Early in 1959 he was employed by the French government to survey the
submarine route for natural gas pipelines from Oran to Cartagena.  The
first pipes will continue across Europe to the Ruhr, and perhaps even
to England, bringing Sahara gas to revolutionize the power problems of
the whole continent.  Cousteau, who incidentally surveyed the Persian
Gulf off-shore wells for the British Petroleum Company, is technical
adviser for all underwater aspects of this six-hundred-billion-franc
pipeline plan.  Amongst smaller projects, he is now experimenting with
a collapsible ship made of nylon coated with plastic.  The prototype is
sixty-three feet by twenty-three feet and is powered by two 600 h.p.
diesels.  This deflatable vessel will be used in conjunction with the
diving saucer for short-term marine exploration wherever it is needed,
the entire equipment being transportable by air at short notice.

Unfortunately Cousteau's writing never catches up with all his various
projects and it is only now that he is considering a sequel to _The
Silent World_.[*]  Meanwhile he has formed his own film company (after
experience of 'show biz' in connection with his film of _The Silent
World_, he has called it Requins Associs, Sharks Ltd.) which is to
produce a television series of fifty-two films.


[*] _The Living Sea_, published in 1963 by Hamish Hamilton.


His company recently won a Hollywood Oscar for Cousteau's film _The
Golden Fish_.  This is the story of a small Chinese boy who wins a
goldfish in a lottery.  In his small room he already has a canary in a
cage and when he goes off to school each day the goldfish in its bowl
and the canary make friends.  A hungry black cat hears the canary
singing for joy over the acrobatics of the goldfish and we see him
climb in through the window just as the boy is leaving school.  As the
boy saunters home, the cat tries to get at the canary and, prepared to
sacrifice himself for his friend, the fish jumps out of the bowl on to
the table.  The cat leaves the canary and slowly stalks the fish.  Will
the little boy be in time?  No, he can't be!  Hurry!  Hurry!  The cat
picks up the fish in his mouth!  Disaster!  But, as the little boy
walks into the room, the cat reaches up and drops the goldfish back
into his bowl.

Cousteau's famous research ship, the _Calypso_, is now in Greek waters,
but the days of treasure hunts and archaeological discoveries are,
alas, over, and Cousteau's whole research programme is devoted to
scientific work.  But whatever he touches he infects with so much
brilliance and enthusiasm that a morning spent in his company is a
wonderful refreshment for the spirit--particularly when it is jaded by
the life of too many cities, however thrilling, in too short a time.
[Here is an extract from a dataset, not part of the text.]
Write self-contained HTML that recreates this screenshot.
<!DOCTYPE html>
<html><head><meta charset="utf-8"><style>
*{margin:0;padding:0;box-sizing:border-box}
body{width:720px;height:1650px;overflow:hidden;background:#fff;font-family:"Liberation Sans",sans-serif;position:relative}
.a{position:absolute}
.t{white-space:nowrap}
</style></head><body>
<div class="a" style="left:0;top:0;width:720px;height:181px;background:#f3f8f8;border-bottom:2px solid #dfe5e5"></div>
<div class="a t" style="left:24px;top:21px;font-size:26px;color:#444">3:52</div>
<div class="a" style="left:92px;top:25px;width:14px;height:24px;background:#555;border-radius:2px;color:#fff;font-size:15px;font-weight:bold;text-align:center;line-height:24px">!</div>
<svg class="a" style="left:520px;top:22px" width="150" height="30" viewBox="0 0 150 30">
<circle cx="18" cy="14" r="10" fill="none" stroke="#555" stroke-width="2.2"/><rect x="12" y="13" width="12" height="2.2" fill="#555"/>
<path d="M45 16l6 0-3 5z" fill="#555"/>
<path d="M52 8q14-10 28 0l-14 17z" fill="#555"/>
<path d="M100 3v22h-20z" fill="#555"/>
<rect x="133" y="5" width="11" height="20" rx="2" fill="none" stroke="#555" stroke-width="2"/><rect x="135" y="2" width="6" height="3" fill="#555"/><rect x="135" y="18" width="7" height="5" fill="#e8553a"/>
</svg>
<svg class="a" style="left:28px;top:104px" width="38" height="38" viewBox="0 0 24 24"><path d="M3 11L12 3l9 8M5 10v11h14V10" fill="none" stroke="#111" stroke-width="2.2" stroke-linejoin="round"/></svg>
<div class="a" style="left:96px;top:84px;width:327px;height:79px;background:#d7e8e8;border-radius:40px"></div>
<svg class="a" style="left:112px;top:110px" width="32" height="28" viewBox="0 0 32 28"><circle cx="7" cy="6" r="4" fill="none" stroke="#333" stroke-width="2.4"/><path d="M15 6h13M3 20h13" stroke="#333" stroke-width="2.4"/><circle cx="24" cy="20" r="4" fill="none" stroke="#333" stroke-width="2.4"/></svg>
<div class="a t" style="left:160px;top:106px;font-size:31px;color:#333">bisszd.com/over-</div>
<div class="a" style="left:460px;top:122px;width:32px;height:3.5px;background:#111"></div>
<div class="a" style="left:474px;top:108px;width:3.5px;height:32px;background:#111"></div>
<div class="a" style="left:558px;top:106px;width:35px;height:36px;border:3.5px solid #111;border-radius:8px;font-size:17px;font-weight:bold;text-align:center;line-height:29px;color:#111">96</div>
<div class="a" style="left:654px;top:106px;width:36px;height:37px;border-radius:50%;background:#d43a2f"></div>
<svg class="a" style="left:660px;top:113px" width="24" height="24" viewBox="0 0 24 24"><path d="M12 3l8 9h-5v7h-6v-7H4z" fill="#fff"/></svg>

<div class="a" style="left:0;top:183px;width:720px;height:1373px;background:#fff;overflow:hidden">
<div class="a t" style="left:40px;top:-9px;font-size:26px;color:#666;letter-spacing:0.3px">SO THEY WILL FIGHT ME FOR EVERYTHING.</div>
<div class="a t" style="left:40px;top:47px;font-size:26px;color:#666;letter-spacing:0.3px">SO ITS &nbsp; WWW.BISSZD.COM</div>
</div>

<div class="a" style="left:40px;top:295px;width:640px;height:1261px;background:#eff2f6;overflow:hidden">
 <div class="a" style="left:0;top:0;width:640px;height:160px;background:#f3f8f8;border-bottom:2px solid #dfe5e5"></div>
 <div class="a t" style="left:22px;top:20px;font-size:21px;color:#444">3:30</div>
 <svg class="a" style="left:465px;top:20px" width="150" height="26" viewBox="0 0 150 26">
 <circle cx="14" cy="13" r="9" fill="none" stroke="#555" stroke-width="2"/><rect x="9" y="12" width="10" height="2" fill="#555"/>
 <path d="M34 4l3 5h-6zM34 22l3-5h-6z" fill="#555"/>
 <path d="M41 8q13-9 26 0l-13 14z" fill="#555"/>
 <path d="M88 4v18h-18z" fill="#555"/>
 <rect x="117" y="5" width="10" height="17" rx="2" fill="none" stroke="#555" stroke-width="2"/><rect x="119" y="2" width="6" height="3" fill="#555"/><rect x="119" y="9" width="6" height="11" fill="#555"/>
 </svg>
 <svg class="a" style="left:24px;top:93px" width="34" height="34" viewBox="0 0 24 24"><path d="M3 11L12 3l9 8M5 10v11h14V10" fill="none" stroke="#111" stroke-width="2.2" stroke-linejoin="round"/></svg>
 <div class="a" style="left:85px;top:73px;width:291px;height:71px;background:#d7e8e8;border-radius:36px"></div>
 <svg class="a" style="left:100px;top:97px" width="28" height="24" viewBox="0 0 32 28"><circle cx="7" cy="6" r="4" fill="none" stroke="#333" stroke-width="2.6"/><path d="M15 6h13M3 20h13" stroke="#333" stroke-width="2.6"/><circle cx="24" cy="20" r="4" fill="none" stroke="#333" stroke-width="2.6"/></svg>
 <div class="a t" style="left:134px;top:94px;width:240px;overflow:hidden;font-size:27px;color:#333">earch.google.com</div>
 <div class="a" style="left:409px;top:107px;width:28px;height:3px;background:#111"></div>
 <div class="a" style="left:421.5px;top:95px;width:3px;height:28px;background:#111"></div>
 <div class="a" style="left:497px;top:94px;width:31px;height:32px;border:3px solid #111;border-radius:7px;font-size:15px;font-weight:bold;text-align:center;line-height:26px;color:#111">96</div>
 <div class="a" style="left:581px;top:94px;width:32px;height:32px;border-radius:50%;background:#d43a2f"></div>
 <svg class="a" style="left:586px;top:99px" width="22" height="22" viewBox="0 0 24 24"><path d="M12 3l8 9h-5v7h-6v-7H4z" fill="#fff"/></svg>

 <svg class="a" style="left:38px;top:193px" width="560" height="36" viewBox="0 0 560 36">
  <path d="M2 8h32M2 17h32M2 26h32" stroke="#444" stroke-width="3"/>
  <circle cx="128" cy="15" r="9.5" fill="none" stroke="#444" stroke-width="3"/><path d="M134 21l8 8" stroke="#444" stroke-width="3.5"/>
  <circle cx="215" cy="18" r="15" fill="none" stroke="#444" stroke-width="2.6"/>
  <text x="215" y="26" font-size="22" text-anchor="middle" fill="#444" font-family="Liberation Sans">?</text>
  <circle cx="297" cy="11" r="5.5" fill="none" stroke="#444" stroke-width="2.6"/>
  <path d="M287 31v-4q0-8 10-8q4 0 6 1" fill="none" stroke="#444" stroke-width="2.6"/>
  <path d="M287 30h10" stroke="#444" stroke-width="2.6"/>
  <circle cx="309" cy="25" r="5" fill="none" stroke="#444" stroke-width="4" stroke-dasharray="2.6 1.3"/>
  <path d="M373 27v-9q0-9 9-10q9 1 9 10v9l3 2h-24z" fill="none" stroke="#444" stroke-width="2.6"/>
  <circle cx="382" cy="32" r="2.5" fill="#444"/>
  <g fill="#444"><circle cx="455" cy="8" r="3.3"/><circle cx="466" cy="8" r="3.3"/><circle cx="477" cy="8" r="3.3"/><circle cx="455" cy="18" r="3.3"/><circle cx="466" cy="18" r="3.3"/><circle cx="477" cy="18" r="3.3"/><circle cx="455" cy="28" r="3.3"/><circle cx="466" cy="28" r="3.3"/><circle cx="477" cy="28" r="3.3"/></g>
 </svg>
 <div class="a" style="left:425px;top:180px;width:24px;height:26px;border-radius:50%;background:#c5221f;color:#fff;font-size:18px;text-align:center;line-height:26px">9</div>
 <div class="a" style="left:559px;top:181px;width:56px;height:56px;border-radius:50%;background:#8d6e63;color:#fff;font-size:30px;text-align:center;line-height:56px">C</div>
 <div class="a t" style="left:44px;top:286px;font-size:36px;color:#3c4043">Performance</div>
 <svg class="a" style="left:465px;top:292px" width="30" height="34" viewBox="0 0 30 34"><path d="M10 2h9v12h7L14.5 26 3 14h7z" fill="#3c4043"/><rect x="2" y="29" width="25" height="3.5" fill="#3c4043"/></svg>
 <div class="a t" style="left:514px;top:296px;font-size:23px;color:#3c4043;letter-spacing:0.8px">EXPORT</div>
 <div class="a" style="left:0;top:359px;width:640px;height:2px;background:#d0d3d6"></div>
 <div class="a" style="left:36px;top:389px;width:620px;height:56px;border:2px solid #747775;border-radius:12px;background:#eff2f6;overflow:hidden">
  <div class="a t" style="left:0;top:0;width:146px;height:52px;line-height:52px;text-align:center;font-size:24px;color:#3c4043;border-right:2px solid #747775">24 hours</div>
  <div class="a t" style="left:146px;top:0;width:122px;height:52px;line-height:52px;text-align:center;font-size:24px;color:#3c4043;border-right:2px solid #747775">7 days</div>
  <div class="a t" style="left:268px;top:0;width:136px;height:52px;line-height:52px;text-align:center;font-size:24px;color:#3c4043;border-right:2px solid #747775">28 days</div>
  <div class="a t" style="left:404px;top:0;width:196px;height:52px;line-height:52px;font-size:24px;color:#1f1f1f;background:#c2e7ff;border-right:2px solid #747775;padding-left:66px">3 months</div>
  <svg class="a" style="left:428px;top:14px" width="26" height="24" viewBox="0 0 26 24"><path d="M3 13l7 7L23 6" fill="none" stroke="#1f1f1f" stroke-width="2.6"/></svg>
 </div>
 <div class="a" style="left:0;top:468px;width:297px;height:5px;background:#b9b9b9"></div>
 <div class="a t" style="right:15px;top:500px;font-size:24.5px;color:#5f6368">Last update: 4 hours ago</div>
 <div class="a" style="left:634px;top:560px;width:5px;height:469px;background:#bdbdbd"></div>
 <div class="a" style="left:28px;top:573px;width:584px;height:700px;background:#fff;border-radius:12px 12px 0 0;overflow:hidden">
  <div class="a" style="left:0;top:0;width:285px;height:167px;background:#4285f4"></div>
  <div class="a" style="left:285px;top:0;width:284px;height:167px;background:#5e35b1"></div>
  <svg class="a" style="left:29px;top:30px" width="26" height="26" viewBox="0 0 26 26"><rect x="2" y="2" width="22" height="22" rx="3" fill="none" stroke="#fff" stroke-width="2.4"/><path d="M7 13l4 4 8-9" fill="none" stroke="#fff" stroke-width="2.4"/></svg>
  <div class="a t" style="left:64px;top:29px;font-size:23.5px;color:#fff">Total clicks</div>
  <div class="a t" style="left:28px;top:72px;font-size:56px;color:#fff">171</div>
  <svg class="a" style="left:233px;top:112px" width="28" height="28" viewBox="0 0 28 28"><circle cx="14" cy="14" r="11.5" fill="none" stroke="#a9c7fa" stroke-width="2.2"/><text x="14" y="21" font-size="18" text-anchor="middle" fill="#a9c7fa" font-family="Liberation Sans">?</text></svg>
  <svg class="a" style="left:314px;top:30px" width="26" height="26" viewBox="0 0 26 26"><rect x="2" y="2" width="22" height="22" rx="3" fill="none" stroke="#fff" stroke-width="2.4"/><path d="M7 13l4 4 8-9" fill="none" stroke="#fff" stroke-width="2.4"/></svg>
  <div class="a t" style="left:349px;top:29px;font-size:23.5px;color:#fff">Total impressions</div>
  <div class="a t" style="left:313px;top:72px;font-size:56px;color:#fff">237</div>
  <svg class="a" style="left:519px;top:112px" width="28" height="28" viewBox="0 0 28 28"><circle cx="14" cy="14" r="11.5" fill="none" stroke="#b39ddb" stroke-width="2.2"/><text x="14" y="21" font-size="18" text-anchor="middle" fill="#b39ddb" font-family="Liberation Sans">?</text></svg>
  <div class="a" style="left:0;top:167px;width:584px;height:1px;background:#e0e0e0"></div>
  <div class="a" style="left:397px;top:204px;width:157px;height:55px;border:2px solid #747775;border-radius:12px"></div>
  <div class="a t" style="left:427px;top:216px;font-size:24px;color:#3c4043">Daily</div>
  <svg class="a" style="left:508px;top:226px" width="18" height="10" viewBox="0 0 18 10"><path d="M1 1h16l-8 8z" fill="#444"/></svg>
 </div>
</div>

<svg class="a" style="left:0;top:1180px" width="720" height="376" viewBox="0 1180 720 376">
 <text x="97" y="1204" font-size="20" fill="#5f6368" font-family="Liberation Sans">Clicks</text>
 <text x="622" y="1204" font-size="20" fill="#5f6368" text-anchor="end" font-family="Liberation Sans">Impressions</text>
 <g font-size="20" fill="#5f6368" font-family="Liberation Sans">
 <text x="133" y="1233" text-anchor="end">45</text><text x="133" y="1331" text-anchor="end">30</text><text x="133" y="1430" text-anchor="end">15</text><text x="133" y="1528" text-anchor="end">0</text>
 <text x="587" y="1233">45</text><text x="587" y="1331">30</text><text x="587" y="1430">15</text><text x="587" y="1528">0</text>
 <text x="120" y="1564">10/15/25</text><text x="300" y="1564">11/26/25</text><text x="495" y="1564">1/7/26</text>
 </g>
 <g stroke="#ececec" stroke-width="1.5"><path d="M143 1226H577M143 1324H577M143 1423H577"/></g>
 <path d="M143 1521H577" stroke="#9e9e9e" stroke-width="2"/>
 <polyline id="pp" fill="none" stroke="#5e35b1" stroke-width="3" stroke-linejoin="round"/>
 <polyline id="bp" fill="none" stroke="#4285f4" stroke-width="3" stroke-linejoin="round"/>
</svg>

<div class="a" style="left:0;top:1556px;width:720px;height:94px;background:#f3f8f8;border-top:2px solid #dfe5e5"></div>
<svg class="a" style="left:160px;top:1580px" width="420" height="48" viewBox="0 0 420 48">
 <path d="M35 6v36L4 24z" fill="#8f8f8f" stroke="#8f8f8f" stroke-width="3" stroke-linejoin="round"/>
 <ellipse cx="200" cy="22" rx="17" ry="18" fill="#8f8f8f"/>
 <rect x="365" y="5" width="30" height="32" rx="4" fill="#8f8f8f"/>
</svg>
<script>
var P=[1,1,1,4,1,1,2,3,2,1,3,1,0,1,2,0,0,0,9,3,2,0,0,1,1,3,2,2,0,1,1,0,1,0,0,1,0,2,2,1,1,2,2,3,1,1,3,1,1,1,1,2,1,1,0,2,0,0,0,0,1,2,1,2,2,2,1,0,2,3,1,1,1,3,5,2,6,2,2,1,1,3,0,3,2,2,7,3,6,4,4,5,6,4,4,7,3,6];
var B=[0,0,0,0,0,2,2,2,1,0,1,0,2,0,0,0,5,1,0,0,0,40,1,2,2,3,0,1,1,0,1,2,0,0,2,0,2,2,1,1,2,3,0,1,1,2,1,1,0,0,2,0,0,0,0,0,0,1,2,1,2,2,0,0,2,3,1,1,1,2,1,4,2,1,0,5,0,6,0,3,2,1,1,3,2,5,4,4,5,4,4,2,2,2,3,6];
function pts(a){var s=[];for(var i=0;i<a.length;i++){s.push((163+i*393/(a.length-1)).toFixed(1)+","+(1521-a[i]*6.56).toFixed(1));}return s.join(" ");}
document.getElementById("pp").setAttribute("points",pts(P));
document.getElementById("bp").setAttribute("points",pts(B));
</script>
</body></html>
And then it was time to take off on the last lap along the screaming
hubbub of the Cte d'Azur, up through the olive groves of Provence, and
the mysterious maze of the Auvergne, to the soft Loire.  Then the long
straight hack across north-west France to the bustling little aerodrome
of Le Touquet.

One last delicious meal at the airport restaurant (five stars in my
personal good-food guide), the pangs of jealousy as the other cars come
off the planes to begin their holidays, and then the melancholy flight
back across the Channel.  How many excitements and alarums, how many
narrow squeaks, how many thrilling sights and sounds in those six
weeks!  What fun it all was!  What fun 'abroad' will always be!